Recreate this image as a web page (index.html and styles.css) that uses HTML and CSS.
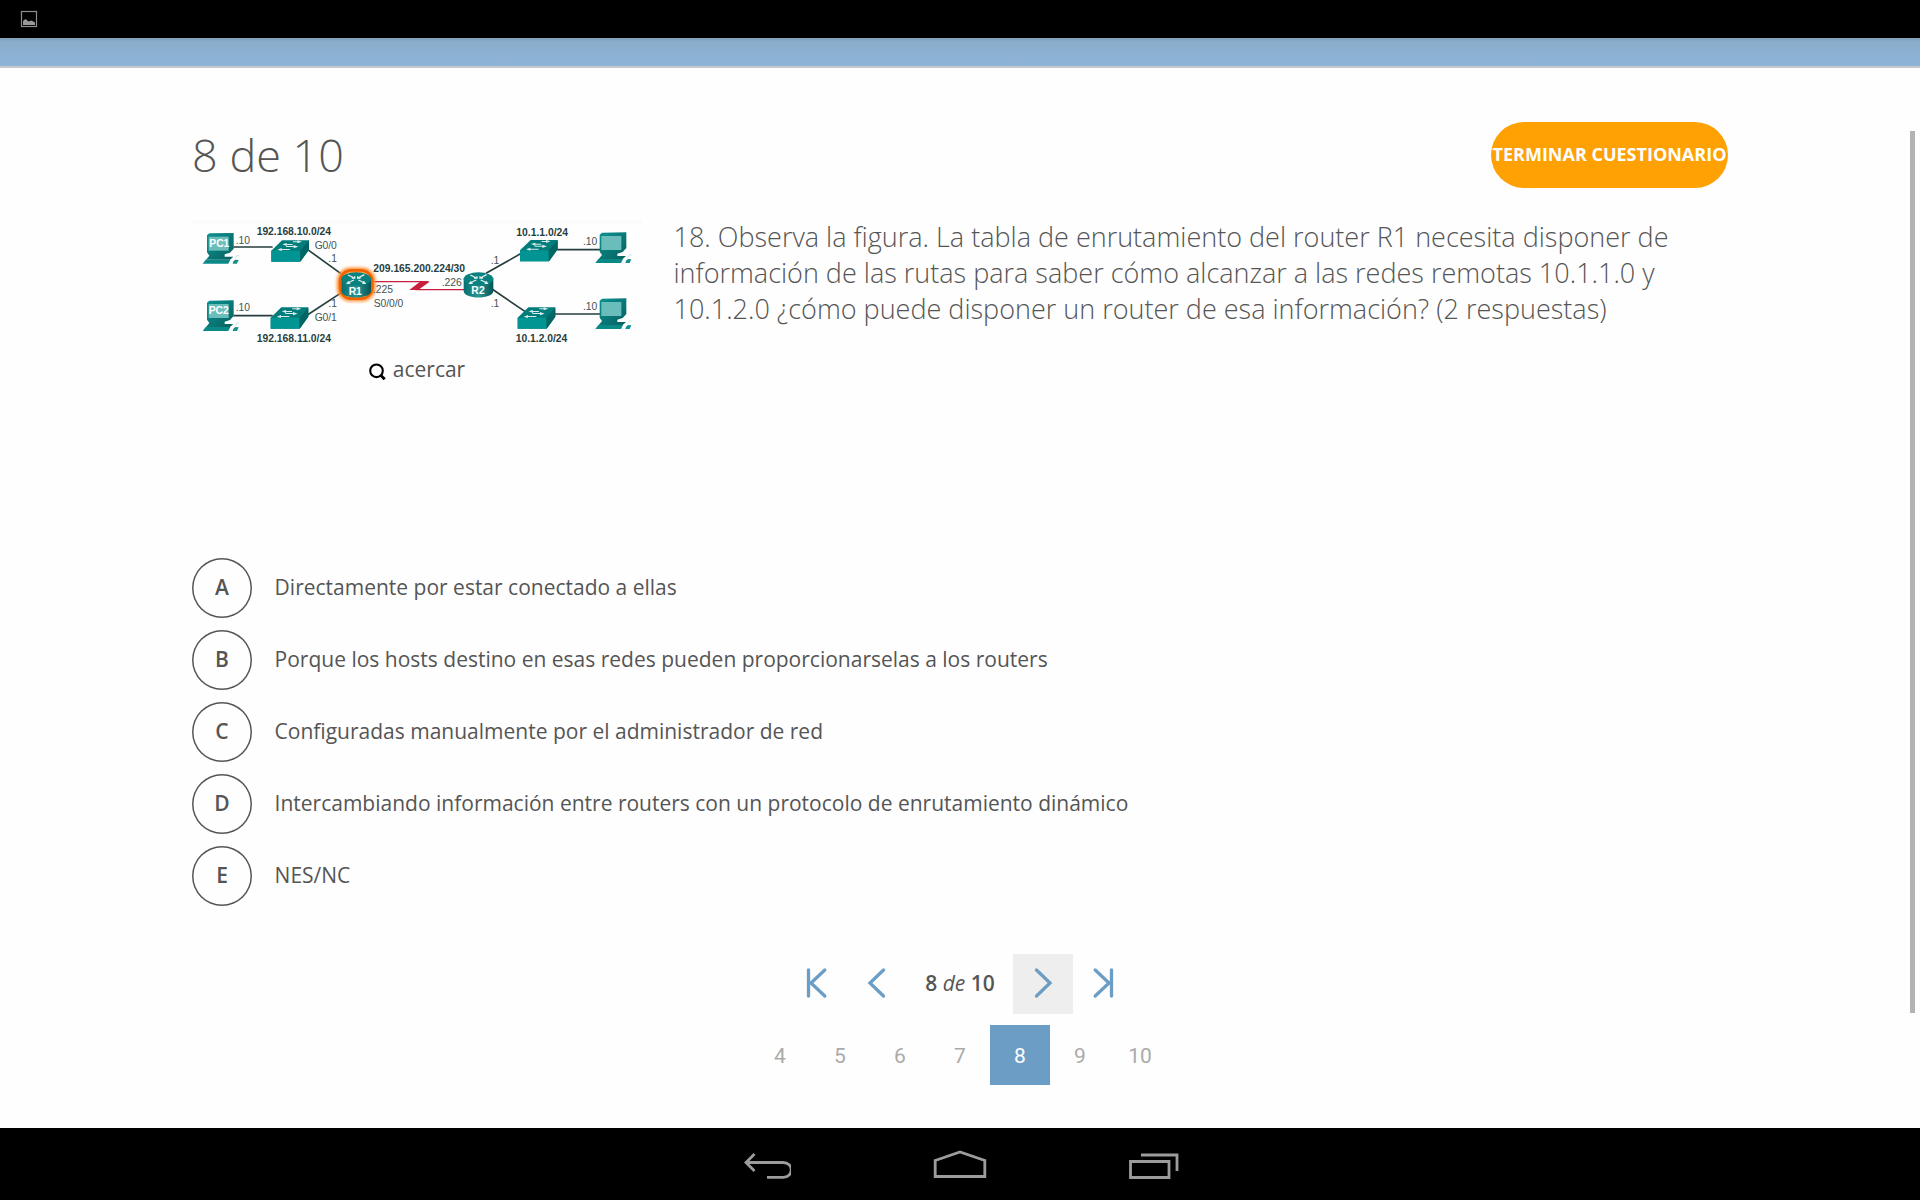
FILE: index.html
```html
<!DOCTYPE html>
<html lang="es">
<head>
<meta charset="utf-8">
<title>Cuestionario</title>
<link rel="stylesheet" href="styles.css">
</head>
<body>
<div class="screen">
  <div class="status">
    <svg width="18" height="18" viewBox="0 0 18 18"><rect x="1.500" y="1.500" width="15" height="15" fill="none" stroke="#8e8e8e" stroke-width="1.200"/><path d="M3 15V11L5.500 9 8.500 11.500 11.500 10.500 15 12.500V15Z" fill="#999"/></svg>
  </div>
  <div class="appbar"></div>
  <main class="content">
    <header class="head">
      <h1 class="title">8 de 10</h1>
      <button class="finish"><span>TERMINAR CUESTIONARIO</span></button>
    </header>
    <section class="question">
      <figure class="figure">
        <svg class="network" viewBox="36 30 1350 390">
          <defs>
            <linearGradient id="body" x1="0" x2="1" y1="0" y2="1"><stop offset="0" stop-color="#0b9291"/><stop offset="1" stop-color="#07615f"/></linearGradient>
            <linearGradient id="cyl"><stop offset="0" stop-color="#04706f"/><stop offset=".5" stop-color="#2b9594"/><stop offset="1" stop-color="#035554"/></linearGradient>
            <filter id="glow" x="-30%" y="-30%" width="160%" height="160%"><feGaussianBlur stdDeviation="4"/></filter>
            <g id="pc">
              <path d="M13 7L20 1 93 0V47L82 59 66 64V71H92L82 80H10L20 68 13 58Z" fill="url(#body)"/>
              <rect x="18" y="11" width="60" height="42" fill="#6abdbb"/>
              <path d="M9 80H83L77 92H0Z" fill="#0a8987"/>
              <path d="M92 85L98 80 108 81 103 92H90Z" fill="#16908e"/>
              <path d="M98 76L103 67 109 68" fill="none" stroke="#cfe6e6" stroke-width="3"/>
            </g>
            <g id="switch">
              <path d="M0 31L32 0H113V28L87 64H0Z" fill="#007d7b"/>
              <path d="M0 31H86V64H0Z" fill="#009492"/>
              <path d="M86 31L113 1V28L87 64Z" fill="#006664"/>
              <path d="M18 28L31 23V26H56V29H31V32ZM81 19L67 14V17H44V20H67V24ZM33 12L46 8V11H64V14H46V17ZM92 4L78 0V3H65V6H78V9Z" fill="#d8eceb"/>
            </g>
            <g id="router">
              <path d="M0 20V58C0 84 89 84 89 58V20Z" fill="url(#cyl)"/>
              <ellipse cx="44.500" cy="22" rx="44.500" ry="20" fill="#08817f"/>
              <path d="M20 10L39 19M69 9L50 19M18 34L38 25M71 34L51 25M31 19H40V14M49 14V19H58M22 29L18 35 27 35M63 35H71L67 29" fill="none" stroke="#e4efee" stroke-width="4"/>
            </g>
          </defs>
          <path d="M36 35H1386" stroke="#fafafa" stroke-width="9"/>
          <g fill="none" stroke="#263e3e" stroke-width="5">
            <path d="M160 111H278M160 317H278M382 118L490 196M382 315L490 244M918 190L1024 130M936 237L1040 308M1130 119H1262M1124 312H1262"/>
          </g>
          <path d="M570 215H742L712 239H854" fill="none" stroke="#c91f3c" stroke-width="4"/>
          <path d="M688 240L719 216H748L714 240Z" fill="#c91f3c"/>
          <use href="#pc" x="68" y="69"/><use href="#pc" x="68" y="271"/>
          <use href="#pc" x="1246" y="67"/><use href="#pc" x="1246" y="265"/>
          <use href="#switch" x="274" y="91"/><use href="#switch" x="272" y="292"/>
          <use href="#switch" x="1020" y="90"/><use href="#switch" x="1013" y="292"/>
          <rect x="475" y="177" width="107" height="93" rx="36" fill="#ffab5a" stroke="#ff8d31" stroke-width="9" filter="url(#glow)"/>
          <rect x="480" y="181" width="97" height="85" rx="34" fill="none" stroke="#f26200" stroke-width="8"/>
          <use href="#router" x="484" y="185"/><use href="#router" x="851" y="185"/>
          <g class="net-bold">
            <text x="230" y="75.500" textLength="223">192.168.10.0/24</text>
            <text x="230" y="395.500" textLength="223">192.168.11.0/24</text>
            <text x="580" y="186.500" textLength="275">209.165.200.224/30</text>
            <text x="1009" y="77.500" textLength="155">10.1.1.0/24</text>
            <text x="1007" y="394.500" textLength="155">10.1.2.0/24</text>
          </g>
          <g class="net-label">
            <text x="167" y="101">.10</text><text x="167" y="304">.10</text>
            <text x="404" y="117" textLength="66">G0/0</text><text x="404" y="332" textLength="66">G0/1</text>
            <text x="445" y="157">.1</text><text x="445" y="292">.1</text>
            <text x="579" y="249">.225</text><text x="581" y="290" textLength="89">S0/0/0</text>
            <text x="785" y="227">.226</text>
            <text x="932" y="163">.1</text><text x="932" y="290">.1</text>
            <text x="1209" y="104">.10</text><text x="1209" y="300">.10</text>
          </g>
          <g class="net-device">
            <text x="88" y="112" textLength="60">PC1</text><text x="86" y="313" textLength="60">PC2</text>
            <text x="506" y="255" textLength="39">R1</text><text x="874" y="253" textLength="40">R2</text>
          </g>
        </svg>
        <figcaption class="zoom">
          <svg width="18" height="18" viewBox="0 0 18 18" fill="none" stroke="#000"><circle cx="7.500" cy="7.800" r="6.300" stroke-width="2.100"/><path d="M11.500 12L15.700 16.200" stroke-width="3"/></svg>
          <span>acercar</span>
        </figcaption>
      </figure>
      <p class="prompt">18. Observa la figura. La tabla de enrutamiento del router R1 necesita disponer de<br>información de las rutas para saber cómo alcanzar a las redes remotas 10.1.1.0 y<br>10.1.2.0 ¿cómo puede disponer un router de esa información? (2 respuestas)</p>
    </section>
    <ul class="answers">
      <li class="answer"><span class="letter">A</span><span class="text">Directamente por estar conectado a ellas</span></li>
      <li class="answer"><span class="letter">B</span><span class="text">Porque los hosts destino en esas redes pueden proporcionarselas a los routers</span></li>
      <li class="answer"><span class="letter">C</span><span class="text">Configuradas manualmente por el administrador de red</span></li>
      <li class="answer"><span class="letter">D</span><span class="text">Intercambiando información entre routers con un protocolo de enrutamiento dinámico</span></li>
      <li class="answer"><span class="letter">E</span><span class="text">NES/NC</span></li>
    </ul>
    <nav class="pager">
      <a class="step"><svg viewBox="0 0 60 60"><path d="M21.500 16V42M37.800 16L24 29 37.800 42"/></svg></a>
      <a class="step"><svg viewBox="0 0 60 60"><path d="M36.500 16L23 29 36.500 42"/></svg></a>
      <span class="count"><b>8</b> <i>de</i> <b>10</b></span>
      <a class="step active"><svg viewBox="0 0 60 60"><path d="M23.500 16L37 29 23.500 42"/></svg></a>
      <a class="step"><svg viewBox="0 0 60 60"><path d="M38.500 16V42M22.200 16L36 29 22.200 42"/></svg></a>
    </nav>
    <nav class="pages">
      <a>4</a><a>5</a><a>6</a><a>7</a><a class="current">8</a><a>9</a><a>10</a>
    </nav>
    <div class="scrollbar"></div>
  </main>
  <footer class="navbar">
    <svg width="50" height="28" viewBox="0 0 50 28"><path d="M13.500 1L5 9.500 13.500 18M6 9.500H42C53 9.500 53 24.300 42 24.300H26"/></svg>
    <svg width="54" height="30" viewBox="0 0 54 30"><path d="M2.200 11.500L27 3 51.800 11.500V27.500H2.200Z"/></svg>
    <svg width="50" height="28" viewBox="0 0 50 28"><path d="M1.500 8.500H40V24.500H1.500ZM12 2H48V18"/></svg>
  </footer>
</div>
</body>
</html>
```
FILE: styles.css
```css
* { box-sizing: border-box; }
body { margin: 0; background: #fff; font-family: "Open Sans", sans-serif; color: #555; }
.screen { width: 1920px; height: 1200px; display: flex; flex-direction: column; overflow: hidden; }
.status { height: 38px; background: #000; padding: 10px 0 0 20px; flex: none; }
.status svg { display: block; }
.appbar { height: 30px; flex: none; background: linear-gradient(#7f9fb9, #8aaecb 4px, #8cb2d5 20px); border-bottom: 2px solid #c4c8cc; }
.content { position: relative; height: 1060px; flex: none; padding: 54px 192px 0; background: #fefefe; }
.head { display: flex; justify-content: space-between; height: 98px; }
.title { margin: 0; font-size: 45px; font-weight: 300; line-height: 66px; }
.finish { width: 237px; height: 66px; border: 0; border-radius: 33px; background: #ffa103; color: #fff; font: 700 18px/64px "Open Sans", sans-serif; padding: 0; white-space: nowrap; display: flex; justify-content: center; }
.question { display: flex; height: 338px; }
.figure { margin: 0; width: 450px; flex: none; }
.network { display: block; width: 450px; height: 130px; }
.net-bold { font: 700 31px "Liberation Sans", sans-serif; fill: #263e3e; }
.net-label { font: 400 31px "Liberation Sans", sans-serif; fill: #435454; }
.net-device { font: 700 31px "Liberation Sans", sans-serif; fill: #fff; }
.zoom { display: flex; justify-content: center; gap: 6px; font-size: 21px; line-height: 38px; }
.zoom svg { margin-top: 13px; }
.prompt { margin: -1px 0 0 31.500px; font-size: 27px; font-weight: 300; line-height: 36px; white-space: nowrap; }
.answers { list-style: none; margin: 0; padding: 0; display: flex; flex-direction: column; gap: 12px; }
.answer { display: flex; height: 60px; gap: 22.600px; font-size: 21px; line-height: 58px; }
.letter { width: 60px; height: 60px; box-shadow: inset 0 0 0 1.500px #555; border-radius: 50%; text-align: center; font-weight: 600; line-height: 58px; }
.text { white-space: nowrap; }
.pager { display: flex; justify-content: center; height: 60px; margin-top: 48px; }
.step { width: 60px; height: 60px; }
.step.active { background: #eee; }
.step svg { display: block; fill: none; stroke: #6c9ec5; stroke-width: 3.300; stroke-linecap: round; }
.count { width: 106px; text-align: center; font-size: 21px; line-height: 59px; }
.count b { font-weight: 600; }
.pages { display: flex; justify-content: center; margin-top: 11px; }
.pages a { width: 60px; height: 60px; text-align: center; font: 400 21px/63px Roboto, sans-serif; color: #aaa; }
.pages .current { background: #6c9ec5; color: #fff; }
.scrollbar { position: absolute; left: 1910px; top: 63px; width: 5px; height: 882px; background: #b3b3b3; }
.navbar { height: 72px; flex: none; background: #000; display: flex; justify-content: center; gap: 142px; padding-top: 24px; }
.navbar svg { fill: none; stroke: #9c9c9c; stroke-width: 2.800; margin-top: 1px; }
.navbar svg:nth-child(2) { margin-top: -3px; }
```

» **WORK INSTRUCTIONS**
Each line in the data that holds the string "index" should be found and copied.

» **ANSWER IN FULL**
Recreate this image as a web page (index.html and styles.css) that uses HTML and CSS.
FILE: index.html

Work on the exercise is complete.